History of Modern (Part I) is a 2011 EP by English electronic band Orchestral Manoeuvres in the Dark (OMD), released on 2 March 2011 by 100% in the UK and Bright Antenna in the US. The EP was released as a digital download, CD and 10" record.
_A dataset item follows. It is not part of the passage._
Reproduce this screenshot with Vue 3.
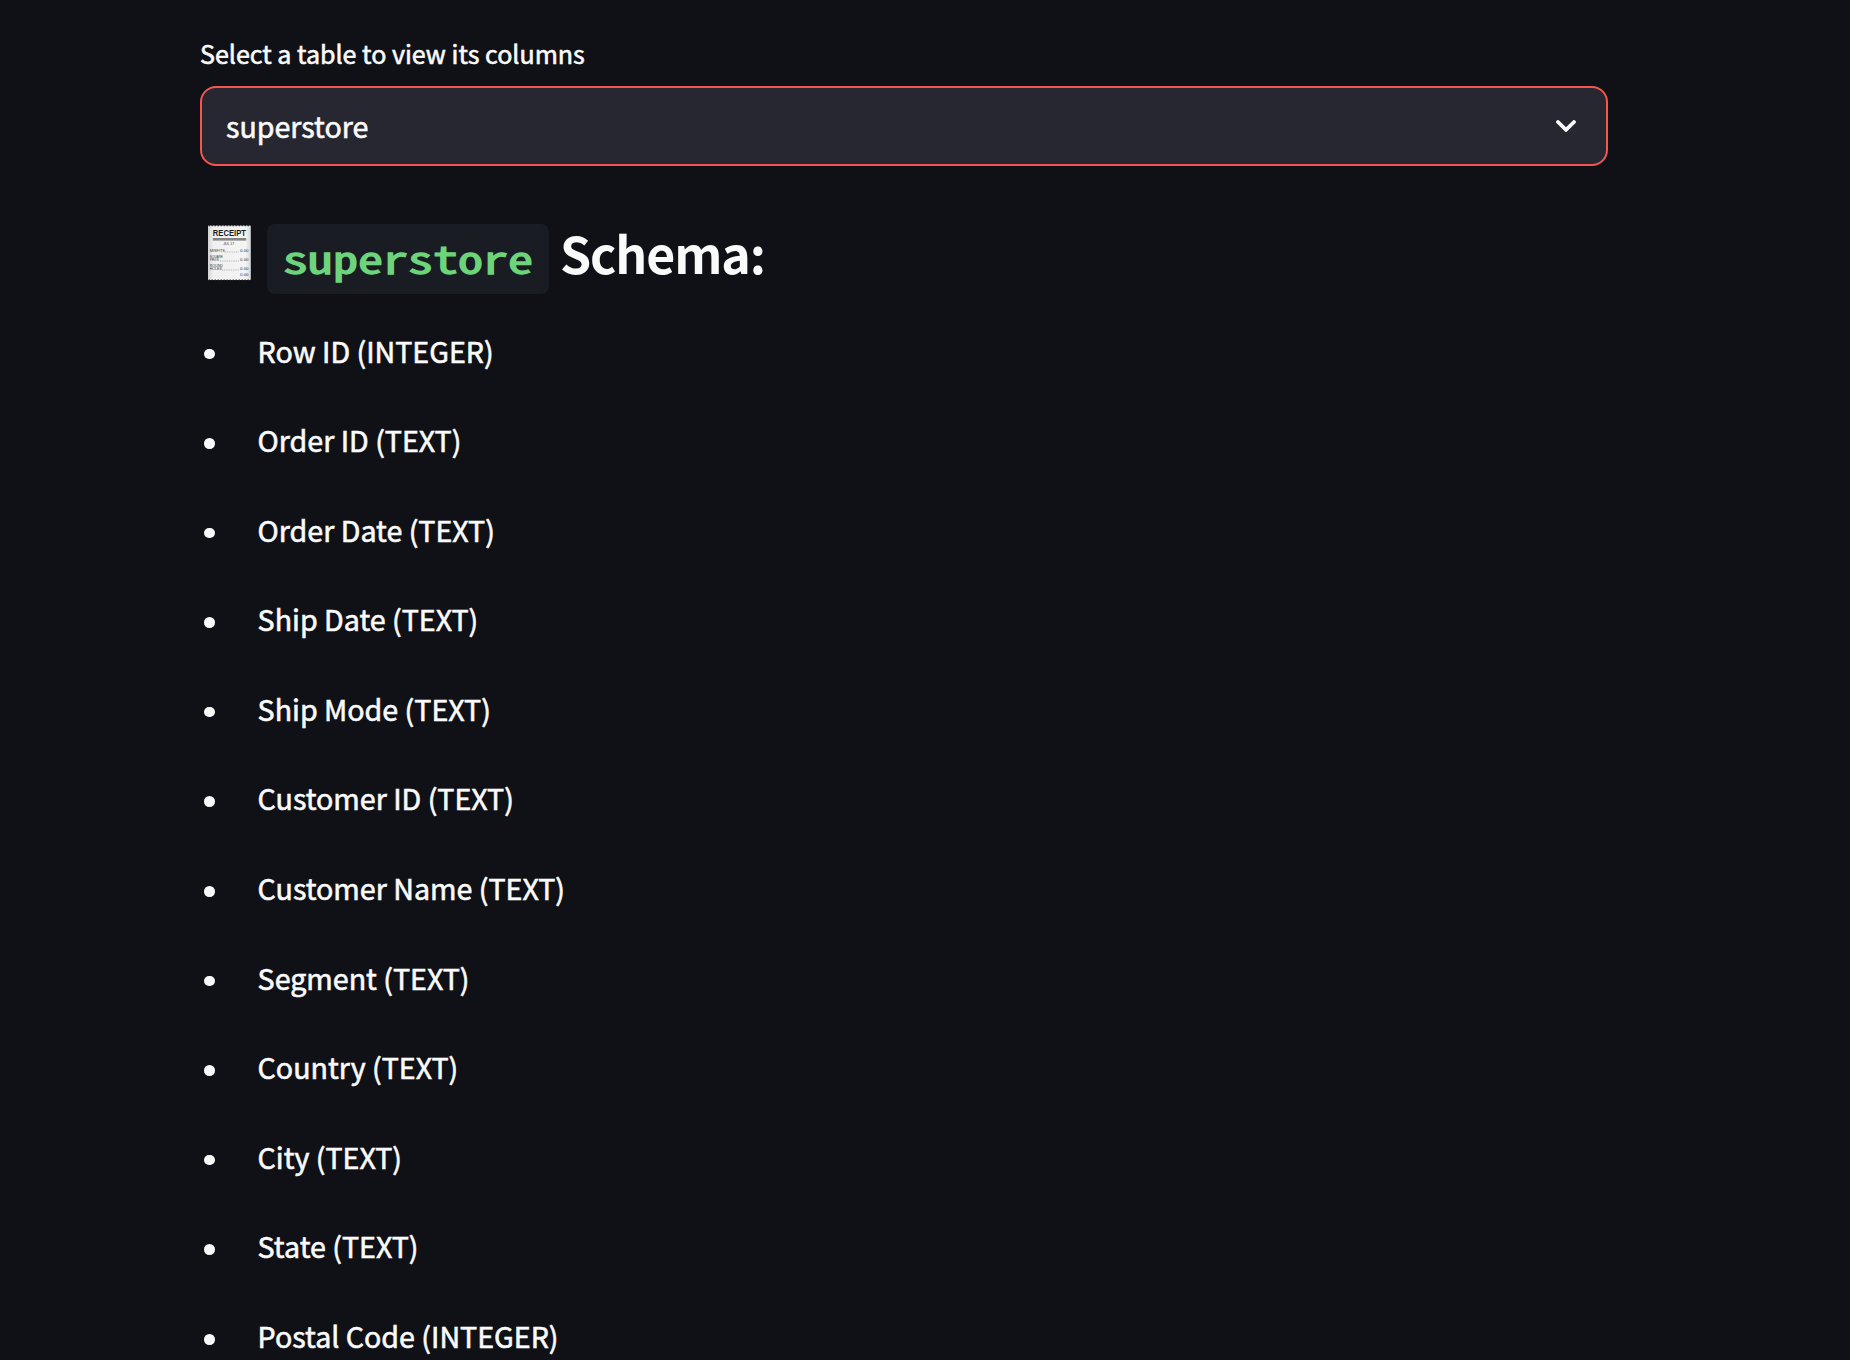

Released after the 2011 LP History of Modern, it contains remixes as well as B-sides.

Track listings

CD
Side one
"History of Modern (Part I)" – 4:39
"History of Modern (Part II)" – 4:11
"History of Modern (Part III & IV)" – 2:03
"History of Modern (Part I)" (Krystal Klear Remix) – 4:55 
"History of Modern (Part I)" (Roger Erickson Remix) – 4:38 
"History of Modern (Part I)" (Selebrities Remix) – 4:21

Side two
"History of Modern (Part I)" (OMD's Extended Remix) – 5:32
"History of Modern (Part I)" (radio edit) – 3:12
"VCR" – 3:26
"The Grand Deception" – 3:26
"Idea 1" – 4:41
"Alone" – 4:22

10"
Side A
"History of Modern (Part I)" (radio edit) – 3:12
"History of Modern (Part I)" (OMD's Extended Remix) – 5:32

Side B
"The Grand Deception" – 3:26
"VCR" – 3:26
Note: The tracks "VCR" and "The Grand Deception" appear in reverse order on Side B due to either a printing or pressing error.